O teólogo medieval Pierre de Blois, que viveu cerca de trezentos anos antes de Lutero, afirmou que somos anões espirituais, e, quando estudamos os escritos dos gigantes do passado, no caso, os Pais da Igreja, nos colocamos sobre seus ombros, vendo mais longe. Sou devedor de vários escritores contemporâneos, sobretudo dos textos do eminente historiador metodista Justo Gonzalez. Mas, intencionalmente, evitei escrever um texto acadêmico. Por isso, ao final de cada capítulo, o leitor poderá encontrar não apenas sugestões de leituras para aprofundamento, mas também a recomendação dos livros escritos por esses homens, que, em nome de Cristo, nosso Senhor, fizeram a história da igreja, e que servirão de edificação, desafio, correção, conforto e estímulo em nossa peregrinação. Ao fim do livro são citadas outras obras em língua inglesa que foram úteis na preparação deste livro e que podem ter utilidade para o leitor.

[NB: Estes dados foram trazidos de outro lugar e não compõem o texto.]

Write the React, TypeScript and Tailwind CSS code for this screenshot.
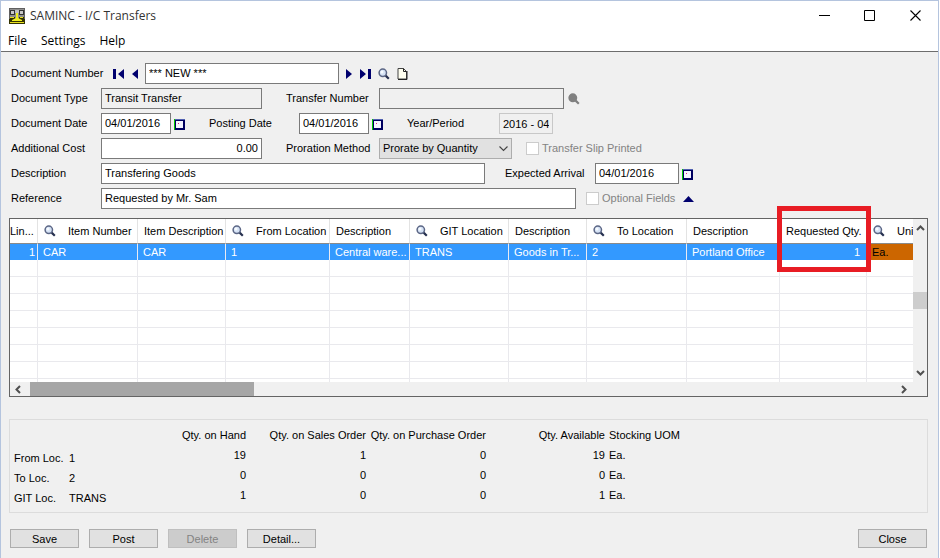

O tema comum a todas as vidas abordadas neste livro é a glória de Deus. Que em tudo o Deus Trindade, Pai, Filho e Espírito Santo, receba a glória: “Pois dele, por ele e para ele são todas as coisas. A ele seja a glória para sempre!” (Rm 11.36).
Fonte: Livro “Servos de Deus”, lançamento de fevereiro de 2014 da Editora Fiel, do autor Franklin Ferreira.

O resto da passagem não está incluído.